Daunting Interactive LED Dancefloor Build is Huge Win

If you’ve ever thought about having a light-up dance floor at an event, the chances are you will have been shocked at the rental cost. Doing your best impression of a young John Travolta in Saturday Night Fever doesn’t come cheap, it seems. When faced with this problem before the Furnal Equinox 2017 convention, [Av] and friends decided instead to build their own LED-lit floor.

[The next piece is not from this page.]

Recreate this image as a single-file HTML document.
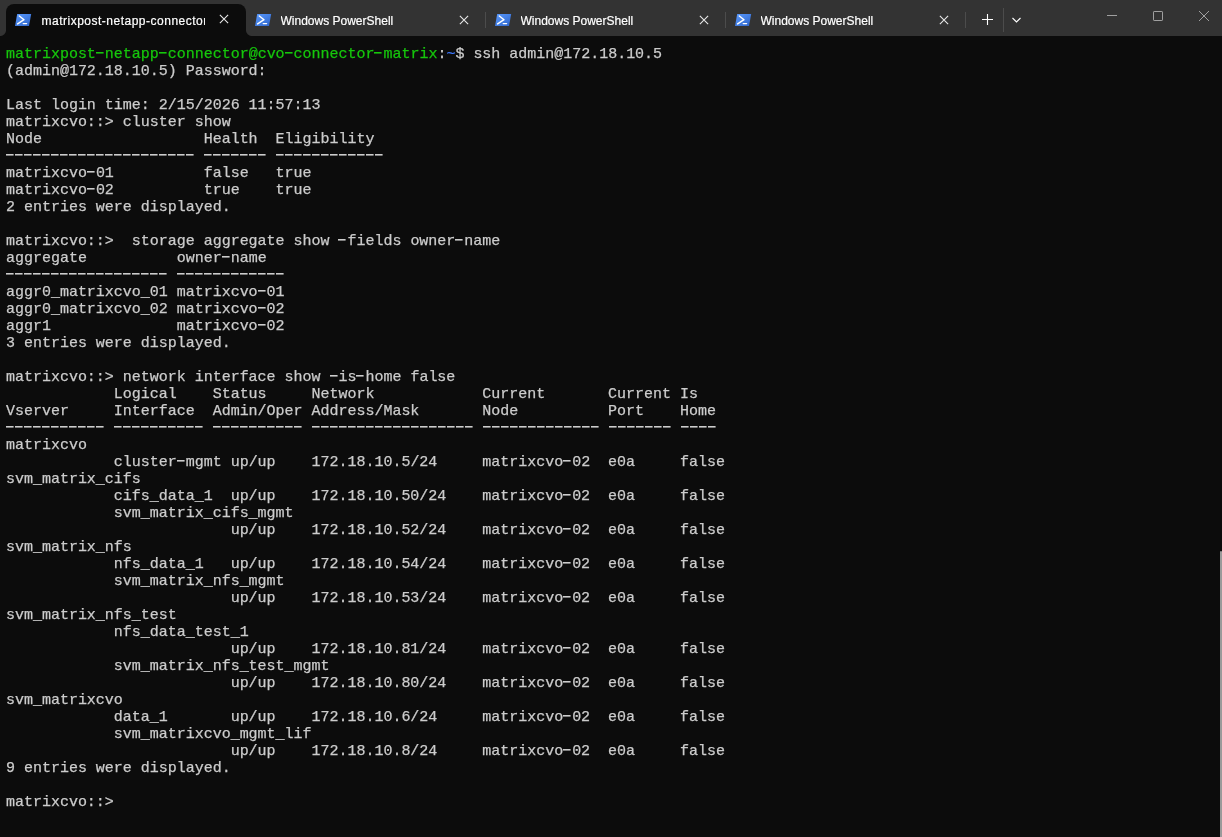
<!DOCTYPE html>
<html><head><meta charset="utf-8">
<style>
html,body{margin:0;padding:0;width:1222px;height:837px;overflow:hidden;background:#0c0c0c;}
#bar{will-change:transform;position:absolute;left:0;top:0;width:1222px;height:36px;background:#333333;}
.tab{position:absolute;top:4px;height:32px;width:240px;}
.tab.active{background:#0c0c0c;border-radius:8px 8px 0 0;}
.tab.active:before,.tab.active:after{content:"";position:absolute;bottom:0;width:6px;height:6px;background:transparent;}
.tab.active:before{left:-6px;background:radial-gradient(circle at 0 0,transparent 5.5px,#0c0c0c 6.5px);}
.tab.active:after{right:-6px;background:radial-gradient(circle at 100% 0,transparent 5.5px,#0c0c0c 6.5px);}
.tab svg.ic{position:absolute;left:9px;top:10.2px;}
.tab .t{position:absolute;left:34.5px;top:9px;font:12px/16px "Liberation Sans",sans-serif;color:#ffffff;-webkit-text-stroke:0.2px #fff;white-space:nowrap;overflow:hidden;width:180px;}
.tab svg.x{position:absolute;left:212.4px;top:10.4px;}
.tab.active svg.x{top:9.4px;}
.sep{position:absolute;width:1px;background:#4c4c4c;}
#term{will-change:transform;position:absolute;left:6px;top:46px;margin:0;letter-spacing:-0.015625px;font:15px/17px "Liberation Mono",monospace;color:#cccccc;white-space:pre;-webkit-text-stroke:0.25px #cccccc;}
i{font-style:normal;color:transparent;-webkit-text-stroke-width:0;background:linear-gradient(#cccccc,#cccccc) 0px 5.9px/7.6px 1.6px no-repeat;}
.g i{background-image:linear-gradient(#16c60c,#16c60c);}
.g{color:#16c60c;-webkit-text-stroke-color:#16c60c;}
.b{color:#3b78ff;-webkit-text-stroke-color:#3b78ff;}
#sb{position:absolute;left:1220px;top:551px;width:2px;height:286px;background:#9a9a9a;border-radius:1px 1px 0 0;}
</style></head><body>
<svg width="0" height="0" style="position:absolute">
  <defs>
    <linearGradient id="psg" x1="0" y1="0" x2="1" y2="1">
      <stop offset="0" stop-color="#5a9bff"/>
      <stop offset="1" stop-color="#2d63c8"/>
    </linearGradient>
  </defs>
</svg>
<div id="bar">
  <div class="tab active" style="left:6px">
    <svg class="ic" width="18" height="14"><path d="M2.2 0.1 H16.2 L14 12 H0 Z" fill="url(#psg)"/>
      <path d="M4.3 2 L9 5.7 L2.6 9.9" fill="none" stroke="#fff" stroke-width="1.45" stroke-linecap="round" stroke-linejoin="round"/>
      <path d="M8.2 9.6 H11.6" fill="none" stroke="#fff" stroke-width="1.3" stroke-linecap="round"/></svg>
    <div class="t" style="width:163px;left:35.5px;letter-spacing:0.5px">matrixpost-netapp-connector</div>
    <svg class="x" width="12" height="12"><path d="M1.88 1.88 L10.12 10.12 M10.12 1.88 L1.88 10.12" stroke="#e6e6e6" stroke-width="1.1" fill="none"/></svg>
  </div>
  <div class="tab" style="left:246px">
    <svg class="ic" width="18" height="14"><path d="M2.2 0.1 H16.2 L14 12 H0 Z" fill="url(#psg)"/>
      <path d="M4.3 2 L9 5.7 L2.6 9.9" fill="none" stroke="#fff" stroke-width="1.45" stroke-linecap="round" stroke-linejoin="round"/>
      <path d="M8.2 9.6 H11.6" fill="none" stroke="#fff" stroke-width="1.3" stroke-linecap="round"/></svg>
    <div class="t">Windows PowerShell</div>
    <svg class="x" width="12" height="12"><path d="M1.88 1.88 L10.12 10.12 M10.12 1.88 L1.88 10.12" stroke="#e6e6e6" stroke-width="1.1" fill="none"/></svg>
  </div>
  <div class="sep" style="left:485px;top:12px;height:16px"></div>
  <div class="tab" style="left:486px">
    <svg class="ic" width="18" height="14"><path d="M2.2 0.1 H16.2 L14 12 H0 Z" fill="url(#psg)"/>
      <path d="M4.3 2 L9 5.7 L2.6 9.9" fill="none" stroke="#fff" stroke-width="1.45" stroke-linecap="round" stroke-linejoin="round"/>
      <path d="M8.2 9.6 H11.6" fill="none" stroke="#fff" stroke-width="1.3" stroke-linecap="round"/></svg>
    <div class="t">Windows PowerShell</div>
    <svg class="x" width="12" height="12"><path d="M1.88 1.88 L10.12 10.12 M10.12 1.88 L1.88 10.12" stroke="#e6e6e6" stroke-width="1.1" fill="none"/></svg>
  </div>
  <div class="sep" style="left:725px;top:12px;height:16px"></div>
  <div class="tab" style="left:726px">
    <svg class="ic" width="18" height="14"><path d="M2.2 0.1 H16.2 L14 12 H0 Z" fill="url(#psg)"/>
      <path d="M4.3 2 L9 5.7 L2.6 9.9" fill="none" stroke="#fff" stroke-width="1.45" stroke-linecap="round" stroke-linejoin="round"/>
      <path d="M8.2 9.6 H11.6" fill="none" stroke="#fff" stroke-width="1.3" stroke-linecap="round"/></svg>
    <div class="t">Windows PowerShell</div>
    <svg class="x" width="12" height="12"><path d="M1.88 1.88 L10.12 10.12 M10.12 1.88 L1.88 10.12" stroke="#e6e6e6" stroke-width="1.1" fill="none"/></svg>
  </div>
  <div class="sep" style="left:965px;top:12px;height:16px"></div>
  <svg style="position:absolute;left:980px;top:12px" width="16" height="16"><path d="M2 7.5 H13 M7.5 2 V13" stroke="#ffffff" stroke-width="1.1" fill="none"/></svg>
  <div class="sep" style="left:1003px;top:8px;height:24px"></div>
  <svg style="position:absolute;left:1009px;top:14px" width="16" height="12"><path d="M3.5 4 L7.5 8 L11.5 4" stroke="#ffffff" stroke-width="1.1" fill="none"/></svg>
  <svg style="position:absolute;left:1100px;top:8px" width="122" height="20">
    <path d="M7 7.5 H17" stroke="#a0a0a0" stroke-width="1" fill="none"/>
    <rect x="53.5" y="3.5" width="9" height="9" rx="0.6" stroke="#a0a0a0" stroke-width="1" fill="none"/>
    <path d="M99 3 L109 13 M109 3 L99 13" stroke="#a0a0a0" stroke-width="1" fill="none"/>
  </svg>
</div>
<pre id="term"><span class="g">matrixpost<i>-</i>netapp<i>-</i>connector@cvo<i>-</i>connector<i>-</i>matrix</span>:<span class="b">~</span>$ ssh admin@172.18.10.5
(admin@172.18.10.5) Password:

Last login time: 2/15/2026 11:57:13
matrixcvo::&gt; cluster show
Node                  Health  Eligibility
<i>-</i><i>-</i><i>-</i><i>-</i><i>-</i><i>-</i><i>-</i><i>-</i><i>-</i><i>-</i><i>-</i><i>-</i><i>-</i><i>-</i><i>-</i><i>-</i><i>-</i><i>-</i><i>-</i><i>-</i><i>-</i> <i>-</i><i>-</i><i>-</i><i>-</i><i>-</i><i>-</i><i>-</i> <i>-</i><i>-</i><i>-</i><i>-</i><i>-</i><i>-</i><i>-</i><i>-</i><i>-</i><i>-</i><i>-</i><i>-</i>
matrixcvo<i>-</i>01          false   true
matrixcvo<i>-</i>02          true    true
2 entries were displayed.

matrixcvo::&gt;  storage aggregate show <i>-</i>fields owner<i>-</i>name
aggregate          owner<i>-</i>name
<i>-</i><i>-</i><i>-</i><i>-</i><i>-</i><i>-</i><i>-</i><i>-</i><i>-</i><i>-</i><i>-</i><i>-</i><i>-</i><i>-</i><i>-</i><i>-</i><i>-</i><i>-</i> <i>-</i><i>-</i><i>-</i><i>-</i><i>-</i><i>-</i><i>-</i><i>-</i><i>-</i><i>-</i><i>-</i><i>-</i>
aggr0_matrixcvo_01 matrixcvo<i>-</i>01
aggr0_matrixcvo_02 matrixcvo<i>-</i>02
aggr1              matrixcvo<i>-</i>02
3 entries were displayed.

matrixcvo::&gt; network interface show <i>-</i>is<i>-</i>home false
            Logical    Status     Network            Current       Current Is
Vserver     Interface  Admin/Oper Address/Mask       Node          Port    Home
<i>-</i><i>-</i><i>-</i><i>-</i><i>-</i><i>-</i><i>-</i><i>-</i><i>-</i><i>-</i><i>-</i> <i>-</i><i>-</i><i>-</i><i>-</i><i>-</i><i>-</i><i>-</i><i>-</i><i>-</i><i>-</i> <i>-</i><i>-</i><i>-</i><i>-</i><i>-</i><i>-</i><i>-</i><i>-</i><i>-</i><i>-</i> <i>-</i><i>-</i><i>-</i><i>-</i><i>-</i><i>-</i><i>-</i><i>-</i><i>-</i><i>-</i><i>-</i><i>-</i><i>-</i><i>-</i><i>-</i><i>-</i><i>-</i><i>-</i> <i>-</i><i>-</i><i>-</i><i>-</i><i>-</i><i>-</i><i>-</i><i>-</i><i>-</i><i>-</i><i>-</i><i>-</i><i>-</i> <i>-</i><i>-</i><i>-</i><i>-</i><i>-</i><i>-</i><i>-</i> <i>-</i><i>-</i><i>-</i><i>-</i>
matrixcvo
            cluster<i>-</i>mgmt up/up    172.18.10.5/24     matrixcvo<i>-</i>02  e0a     false
svm_matrix_cifs
            cifs_data_1  up/up    172.18.10.50/24    matrixcvo<i>-</i>02  e0a     false
            svm_matrix_cifs_mgmt
                         up/up    172.18.10.52/24    matrixcvo<i>-</i>02  e0a     false
svm_matrix_nfs
            nfs_data_1   up/up    172.18.10.54/24    matrixcvo<i>-</i>02  e0a     false
            svm_matrix_nfs_mgmt
                         up/up    172.18.10.53/24    matrixcvo<i>-</i>02  e0a     false
svm_matrix_nfs_test
            nfs_data_test_1
                         up/up    172.18.10.81/24    matrixcvo<i>-</i>02  e0a     false
            svm_matrix_nfs_test_mgmt
                         up/up    172.18.10.80/24    matrixcvo<i>-</i>02  e0a     false
svm_matrixcvo
            data_1       up/up    172.18.10.6/24     matrixcvo<i>-</i>02  e0a     false
            svm_matrixcvo_mgmt_lif
                         up/up    172.18.10.8/24     matrixcvo<i>-</i>02  e0a     false
9 entries were displayed.

matrixcvo::&gt;</pre>
<div id="sb"></div>
</body></html>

Their design and build is shown in the video we’ve placed below the break, and though each individual light unit is straightforward it is the scale of the project and its epic build that makes it a very impressive achievement. There are 64 panels of 4 light cells, giving a total of 256 cells and 7680 RGB LEDs arranged as 2560 pixels. Each panel has a shift register PCB interfacing LEDs to the Teensy that controls the floor, and there are also microswitches talking to an Arduino Mega which provides the floor with interactivity. It’s hard to imaging this build would be possible without the people numerous who pitched in at the Toronto Hacklab for the assembly process.

The resulting 17 foot square dancefloor is a work of art, with custom programmed graphics responding to dancers moves, and even a few games along the lines of Dance Dance Revolution built in. After watching the video below, how many of you will secretly want one?

We’ve brought you quite a few dance floor projects over the years. Memorable was this one using a glass floor suspended over a swimming pool, but there has also been more than one student project floor.